Many of the paintings are very much of ‘women’s space’ as it existed at the time. They aren’t all dramatic. In Sisters Communing (1974, Hocken Collection, University of Otago) the subjects sit contemplatively, one breaking the fourth wall by meeting the gaze of the viewer with a similar expression to the server in Manet’s A Bar at the Folies-Bergère. They are as hieratic as a couple of Faiyum funeral masks. The young girl, playing with her rag doll on the floor, is entirely oblivious to anything else.

In this painting it’s the setting that does most of the acting, and not incidentally, dates it like a kind of time capsule—things familiar from my childhood with which the subjects are adjacent, but somewhat theoretical. A typical suburban Axminster of the time is translated to Orientalist Ottoman fantasia. The bobble rug has an expressionistic richness and depth. The fireplace is a real, recognisable fireplace, and the sack of coal has a legible label of a known brand.
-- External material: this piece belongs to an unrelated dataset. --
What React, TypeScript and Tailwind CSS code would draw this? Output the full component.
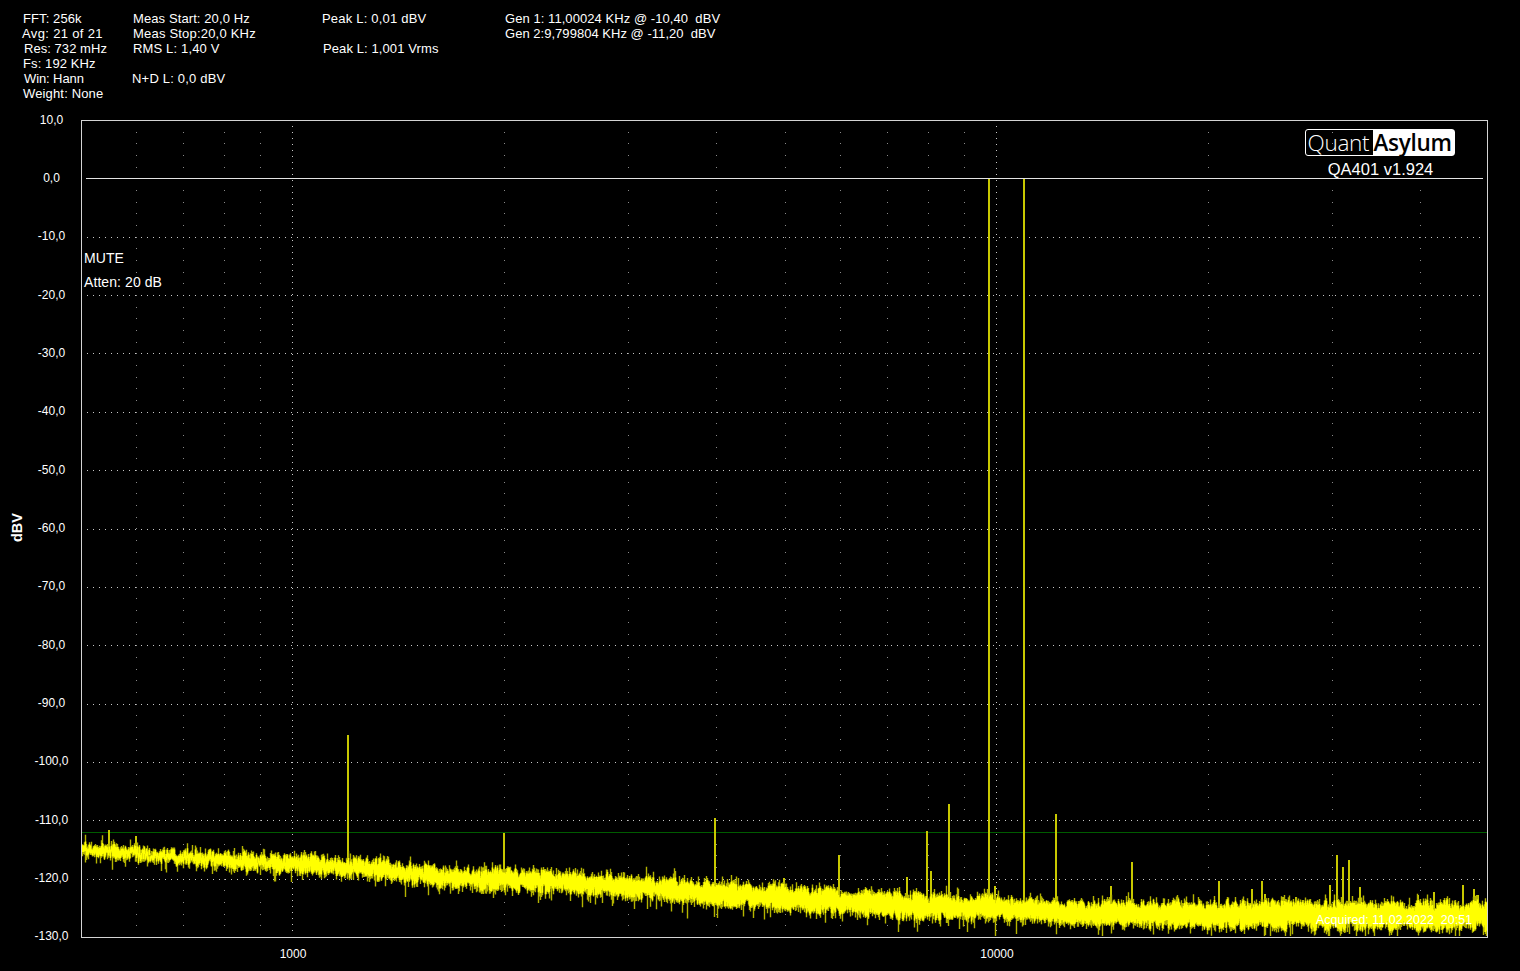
// QA401 spectrum view
const yLabels = ["10,0","0,0","-10,0","-20,0","-30,0","-40,0","-50,0","-60,0","-70,0","-80,0","-90,0","-100,0","-110,0","-120,0","-130,0"];

const spikes: [number, number][] = [
  [109, 830], [136, 836], [348, 735], [504, 833], [715, 818], [784, 878], [839, 855], [907, 877],
  [927, 831], [931, 871], [949, 804], [989, 178], [995, 886], [1024, 178], [1056, 814], [1111, 886],
  [1132, 862], [1219, 881], [1252, 889], [1262, 881], [1265, 894], [1283, 897], [1296, 897],
  [1330, 885], [1337, 855], [1343, 867], [1349, 860], [1360, 887], [1418, 895], [1434, 892],
  [1463, 885], [1474, 889], [1478, 895],
];

// x, centre y, half height of the noise band
const band = [
  [82, 849, 8], [200, 859, 9], [293, 864, 10], [390, 870, 10.5], [440, 877, 10.5], [540, 881, 11],
  [640, 888, 11], [690, 891, 11], [780, 898, 11.5], [920, 907, 12], [1000, 909, 11.5],
  [1100, 914, 11.5], [1300, 915, 13], [1488, 915.5, 13.5],
];

let seed = 401;
function rnd() {
  seed = (seed * 1664525 + 1013904223) % 4294967296;
  return seed / 4294967296;
}

function bandAt(x: number) {
  for (let i = 1; i < band.length; i++) {
    if (x <= band[i][0]) {
      const t = (x - band[i - 1][0]) / (band[i][0] - band[i - 1][0]);
      return [
        band[i - 1][1] + (band[i][1] - band[i - 1][1]) * t,
        band[i - 1][2] + (band[i][2] - band[i - 1][2]) * t,
      ];
    }
  }
  return [915.5, 13.5];
}

let coreD = "";
let edgeD = "";
let holdTop = 0;
let holdBot = 0;
for (let x = 82; x < 1487; x++) {
  const [c, h] = bandAt(x);
  const dense = Math.min(1, (x - 82) / 700);
  if (rnd() > 0.6) holdTop = (rnd() - 0.5) * h * 0.6;
  if (rnd() > 0.6) holdBot = (rnd() - 0.5) * h * 0.6;
  const off = (rnd() - 0.5) * h * 0.9 * (1 - dense);
  const top = c + off + holdTop - h * (0.6 + 0.4 * rnd()) * (0.55 + 0.45 * dense);
  const bot = c + off + holdBot + h * (0.6 + 0.4 * rnd()) * (0.55 + 0.45 * dense);
  const up = 1 + 6 * rnd() * rnd() + (rnd() > 0.9 ? 6 * rnd() : 0);
  const down = 1 + 7 * rnd() * rnd() + (rnd() > 0.88 ? 12 * rnd() : 0);
  coreD += `M${x + 0.5} ${top.toFixed(1)}V${bot.toFixed(1)}`;
  edgeD += `M${x + 0.5} ${(top - up).toFixed(1)}V${Math.min(936, bot + down).toFixed(1)}`;
}

function dotsAcross(y: number) {
  let d = "";
  for (let x = 87; x < 1484; x += 6) d += `M${x} ${y}h1v1h-1z`;
  return d;
}
function dotsDown(x: number, y0: number, y1: number, step: number) {
  let d = "";
  for (let y = y0; y < y1; y += step) d += `M${x} ${Math.round(y)}h1v1h-1z`;
  return d;
}

const freqX = (f: number) => Math.round(292.5 + 703.9 * Math.log10(f / 1000));

let majorDots = dotsDown(292, 126, 932, 6) + dotsDown(996, 126, 932, 6);
for (let k = 1; k <= 12; k++) majorDots += dotsAcross(Math.round(178.4 + 58.35 * k));

let minorDots = "";
[600, 700, 800, 900, 2000, 3000, 4000, 5000, 6000, 7000, 8000, 9000, 20000, 30000, 40000].forEach((f) => {
  minorDots += dotsDown(freqX(f), 131.7, 928, 11.67);
});

function Line({ text, className = "" }: { text?: string; className?: string }) {
  return <div className={`h-[15px] whitespace-pre ${className}`}>{text}</div>;
}

export default function App() {
  return (
    <div className="w-[1520px] h-[971px] bg-black text-white overflow-hidden font-['Liberation_Sans',Arial,sans-serif]">
      <header className="h-[120px] flex pt-[11px] text-[13px] leading-[15px]">
        <div className="w-[132px] pl-[22px]">
          <Line text="FFT: 256k" className="ml-[1px] tracking-[0.1px]" />
          <Line text="Avg: 21 of 21" className="tracking-[0.35px]" />
          <Line text="Res: 732 mHz" className="ml-[2px] tracking-[0.05px]" />
          <Line text="Fs: 192 KHz" className="ml-[1px] tracking-[0.1px]" />
          <Line text="Win: Hann" className="ml-[2px] tracking-[-0.1px]" />
          <Line text="Weight: None" className="ml-[1px] tracking-[0.15px]" />
        </div>
        <div className="w-[190px]">
          <Line text="Meas Start: 20,0 Hz" className="ml-[1px] tracking-[0.1px]" />
          <Line text="Meas Stop:20,0 KHz" className="ml-[1px] tracking-[0.2px]" />
          <Line text="RMS L: 1,40 V" className="ml-[1px] tracking-[0.15px]" />
          <Line />
          <Line text="N+D L: 0,0 dBV" className="tracking-[0.2px]" />
        </div>
        <div className="w-[183px]">
          <Line text="Peak L: 0,01 dBV" className="tracking-[0.2px]" />
          <Line />
          <Line text="Peak L: 1,001 Vrms" className="ml-[1px] tracking-[0.1px]" />
        </div>
        <div>
          <Line text="Gen 1: 11,00024 KHz @ -10,40  dBV" className="tracking-[0.06px]" />
          <Line text="Gen 2:9,799804 KHz @ -11,20  dBV" className="tracking-[0.03px]" />
        </div>
      </header>

      <div className="flex items-start h-[818px]">
        <div className="w-[22px] h-full flex items-center justify-center pl-[12px] pb-[4px]">
          <span className="[writing-mode:vertical-rl] rotate-180 text-[14.5px] font-bold leading-none">dBV</span>
        </div>
        <div className="w-[59px] h-[832.6px] -mt-[8.4px] flex flex-col justify-between text-center text-[12px] leading-[16px]">
          {yLabels.map((l) => (
            <div key={l} className="h-[16px]">{l}</div>
          ))}
        </div>

        <div className="relative w-[1407px] h-[818px] border border-[#d4d4d4]">
          <svg className="absolute inset-0 w-[1405px] h-[816px]" viewBox="82 121 1405 816">
            <path d={minorDots} fill="#8a8a8a" shapeRendering="crispEdges" />
            <path d={majorDots} fill="#c8c8c8" shapeRendering="crispEdges" />
            <rect x="82" y="832" width="1405" height="1" fill="#005c00" shapeRendering="crispEdges" />
            {spikes.map(([x, top]) => (
              <rect key={x} x={x - 1} y={top} width="2" height={bandAt(x)[0] - top} fill="#c8c800" shapeRendering="crispEdges" />
            ))}
            <path d={edgeD} stroke="#b4b400" strokeWidth="1.4" fill="none" />
            <path d={coreD} stroke="#ffff00" strokeWidth="1.6" fill="none" />
            <rect x="86" y="178" width="1397" height="1" fill="#e4e4e4" shapeRendering="crispEdges" />
          </svg>

          <div className="absolute left-[2px] top-[125px] text-[14px] leading-[24px] tracking-[0.08px]">
            <div>MUTE</div>
            <div>Atten: 20 dB</div>
          </div>

          <div className="absolute left-[1222px] top-[8px] w-[151px] flex flex-col items-center">
            <div className="w-[150px] h-[27px] flex rounded-[3px] border border-white font-['Open_Sans',sans-serif] text-[22.5px] leading-[25px]">
              <div className="w-[67px] pl-[2px] font-light text-white tracking-[-0.3px]">Quant</div>
              <div className="flex-1 bg-white text-black font-semibold pl-[1px] tracking-[-0.3px]">Asylum</div>
            </div>
            <div className="mt-[3px] pl-[2px] text-[16.5px] leading-[20px]">QA401 v1.924</div>
          </div>

          <div className="absolute left-[1234px] top-[791px] text-[12.5px] leading-[16px] whitespace-pre">Acquired: 11.02.2022  20:51</div>
        </div>
      </div>

      <div className="flex gap-[664px] pl-[273px] pt-[8px] text-[12px] leading-[16px]">
        <div className="w-[40px] text-center">1000</div>
        <div className="w-[40px] text-center">10000</div>
      </div>
    </div>
  );
}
It’s those little trompe-l’œil flourishes, like the bag of ‘Cosy Coal’ and the opened letter from the QEII Arts Council in My Skirt’s in Your Fucking Room!, that anchor the mise-en-scene in time and place, and perhaps, in a similar trajectory to Picasso, leads to the incorporation of collage into the paintings. Indeed, the exhibition includes an example of Fahey’s earliest surviving work, Woman at the Sink (1959, a possible allusion to John 4 perhaps?) in which the artist wields the elements of synthetic cubism far more confidently than many of her male contemporaries.

What isn’t present is anything from the K’ Rd series from the early 2000s with their Bosch-like hell-scapes of pedestrians, cars, and outbursts of random violence. This is perhaps for the best as the deliberate disjointedness those late works wouldn’t have gelled with the classical unity and gravitas of the present selection.

I could pad this out with any number of superlatives, but really all that needs to be said is that this is a wonderful show of wonderful work by a wonderful and hugely important artist.